For both scholars and railway practitioners, these results shape deeper understanding of how their railway systems work, how they differ from each other, and how regions with these systems each play a unique role. While the country-by-country statistics in Fig. 2 and Table 1 add to system-wide insights, the clustering in Fig. 4 may help practitioners to find boundaries when aiming to subdivide countries into smaller operational regions. Connections among the clusters may inform railway operators of statistically average directions of delay flows. And the characterization of the clusters by I(n) and S(n) in Fig. 5 provides insights in how analogies between countries and regions can and cannot be made, and how different regions play different roles.
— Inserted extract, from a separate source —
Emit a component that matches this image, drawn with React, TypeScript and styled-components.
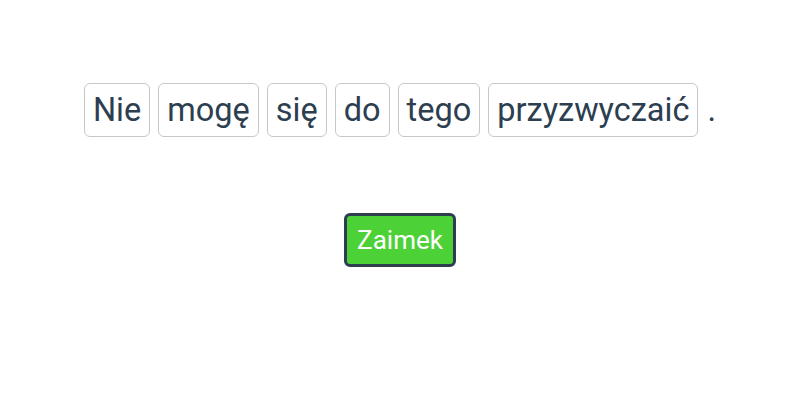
import React from "react";
import styled, { createGlobalStyle } from "styled-components";

const Global = createGlobalStyle`
  html, body { margin: 0; padding: 0; background: #ffffff; }
  body { font-family: Roboto, "Liberation Sans", sans-serif; }
`;

const Page = styled.main`
  display: flex;
  flex-direction: column;
  align-items: center;
  padding-top: 83px;
  gap: 76px;
`;

const Sentence = styled.div`
  display: flex;
  align-items: center;
  gap: 8px;
`;

const Word = styled.span`
  display: inline-block;
  font-size: 32.5px;
  line-height: 36px;
  color: #2c3e50;
  padding: 8px 8px;
  border: 1px solid #c4c8cc;
  border-radius: 6px;
  background: #fff;
`;

const Punct = styled.span`
  font-size: 32.5px;
  line-height: 36px;
  color: #2c3e50;
  margin-left: 1px;
`;

const TagButton = styled.button`
  font-family: Roboto, "Liberation Sans", sans-serif;
  font-size: 26px;
  line-height: 30px;
  color: #ffffff;
  background: #4cd137;
  border: 3px solid #2c3e50;
  border-radius: 6px;
  padding: 9px 10px;
  cursor: pointer;
`;

const words = ["Nie", "mogę", "się", "do", "tego", "przyzwyczaić"];

export default function App() {
  return (
    <>
      <Global />
      <Page>
        <Sentence>
          {words.map((w) => (
            <Word key={w}>{w}</Word>
          ))}
          <Punct>.</Punct>
        </Sentence>
        <TagButton>Zaimek</TagButton>
      </Page>
    </>
  );
}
For scholars, the construction and subsequent clustering of the M matrix is a simple procedure and can be generalized to many other transport systems, beyond railways alone. While delay is a quantity strictly bound towards a predefined transport schedule, in theory many other dynamic variables on networks can be analyzed in the same manner. We believe that the presented methodology and results for the European countries contributes to deeper understanding of these systems, and we hope that the paper ignites more research in the relation between regional effects and nation-wide effects in transport systems.